# SMS Spam 66556 (Dimoco) ohne Preisangabe, Anzeige wegen Betrug



## markus_e (25 Januar 2016)

Ich habe im Januar 2016 gesamt sieben SMS erhalten mit der Aufforderung, START an 66556 zu senden, ohne daß ein Preis genannt war. Ich habe diese SMS nicht bestellt.
Ich stelle jetzt Strafanzeige wegen versuchtem Betrug, und rate jedem Leidensgenossen, das selbe zu tun, damit hier etwas passiert. Es wird Spam versendet in der Hoffnung, daß Leute in die Falle gehen.


----------



## Nicko1998 (25 Januar 2016)

Was da z.T. für "Mehrwert"Dreck rumfleucht! Unglaublich! Und das nur im E-Plus-Netz!


----------



## sascha (25 Januar 2016)

markus_e schrieb:


> Ich habe im Januar 2016 gesamt sieben SMS erhalten mit der Aufforderung, START an 66556 zu senden, ohne daß ein Preis genannt war. Ich habe diese SMS nicht bestellt.
> Ich stelle jetzt Strafanzeige wegen versuchtem Betrug, und rate jedem Leidensgenossen, das selbe zu tun, damit hier etwas passiert. Es wird Spam versendet in der Hoffnung, daß Leute in die Falle gehen.

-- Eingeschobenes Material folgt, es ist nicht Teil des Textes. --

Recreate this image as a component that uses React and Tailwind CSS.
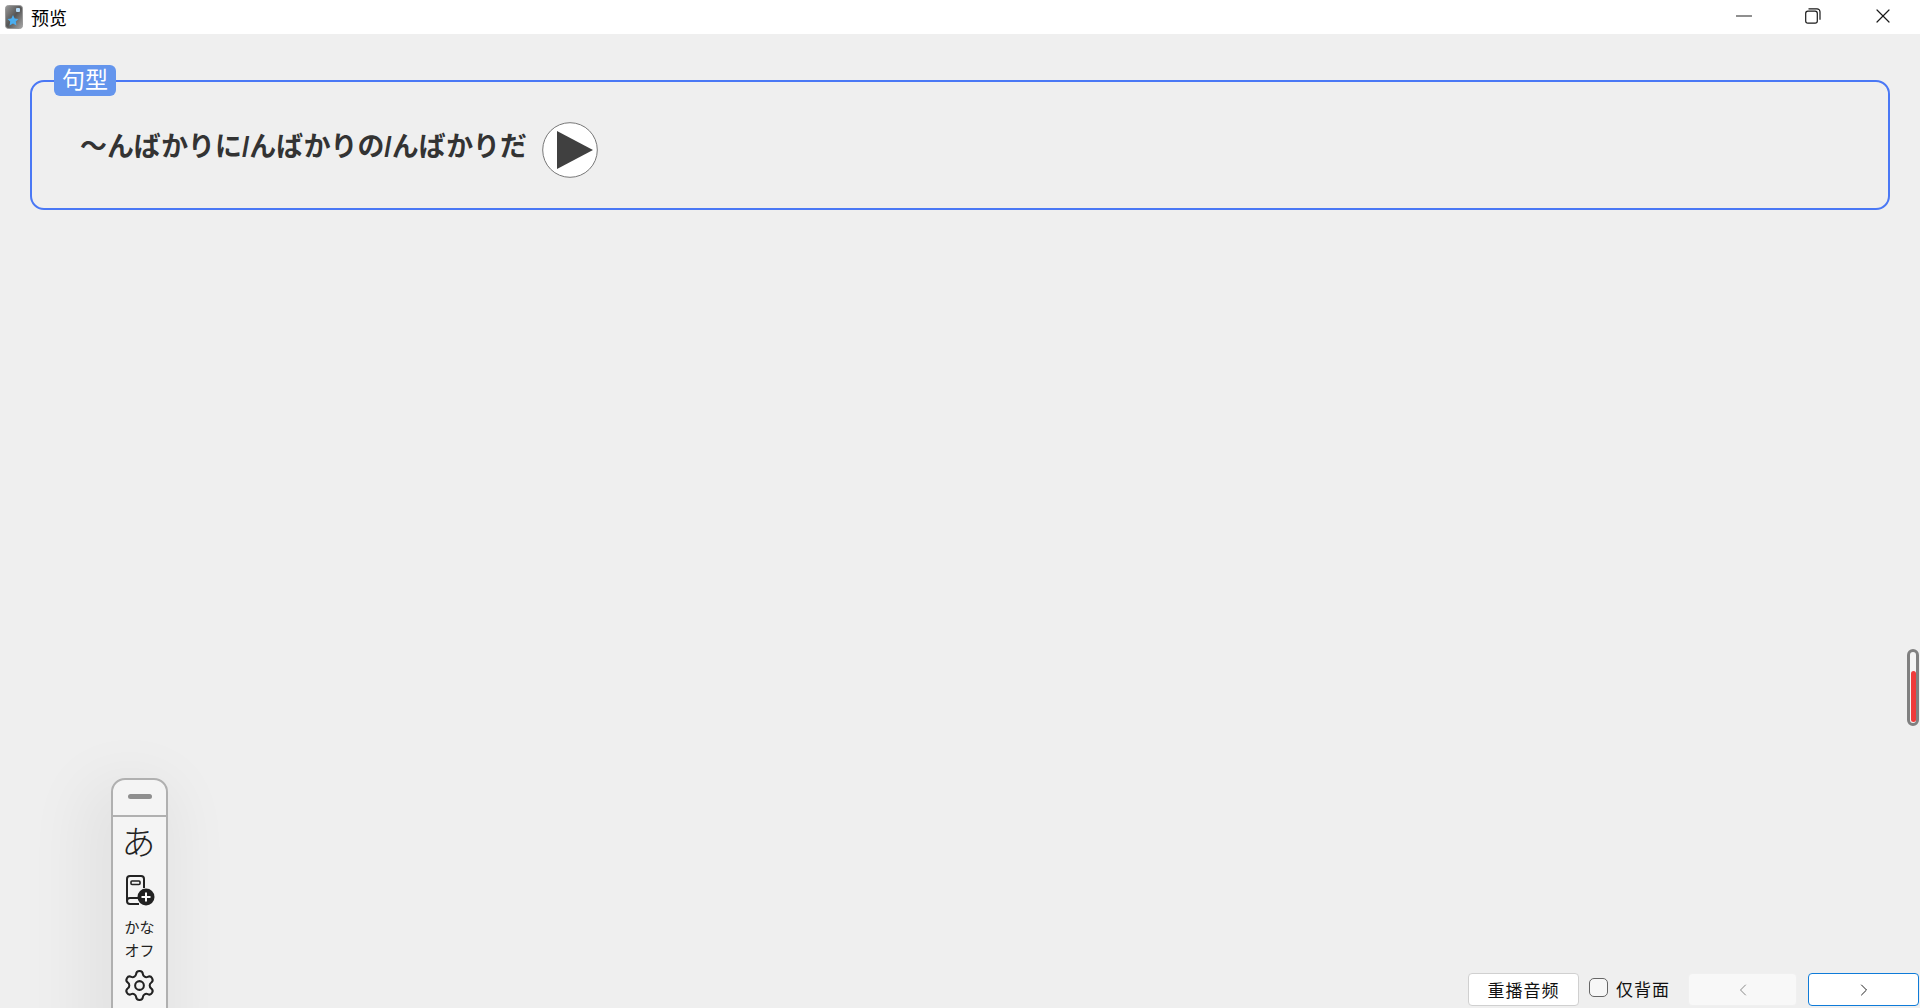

Sinnvoller ist eine Meldung hier: http://www.bundesnetzagentur.de/DE/...erdeeinreichen/beschwerdeeinreichen-node.html


----------



## Reducal (25 Januar 2016)

markus_e schrieb:


> Ich habe im Januar 2016 gesamt sieben SMS erhalten mit der Aufforderung, START an 66556 zu senden, ohne daß ein Preis genannt war. Ich habe diese SMS nicht bestellt.


Diese SMSen hast du womöglich deshalb bekommen, weil entweder an deinem Smartphone schon zuvor in einem Browser was passiert ist oder weil jemand an seinem Endgerät deine Telefonnummer eingegeben hat.



markus_e schrieb:


> Ich stelle jetzt Strafanzeige wegen versuchtem Betrug...


Bringt nichts, da die Abfolge weder gerichtsfest nachvollziehbar noch erfolgversprechend ausermittelt werden kann. Außerdem hat der Anbieter des Abrechnungssystems seinen Sitz in Österreich und Auslandsermittlungen mit einem so gehaltarmen Inhalt anstoßen zu wollen, ist allenfalls nur witzig.


----------



## Ena (8 Dezember 2019)

Was heisst denn am Endgerät die Nummer angegeben? Wir sollen solche SMS geschickt haben aber wissen von nix


----------



## jupp11 (8 Dezember 2019)

Wer ist "wir" ?


----------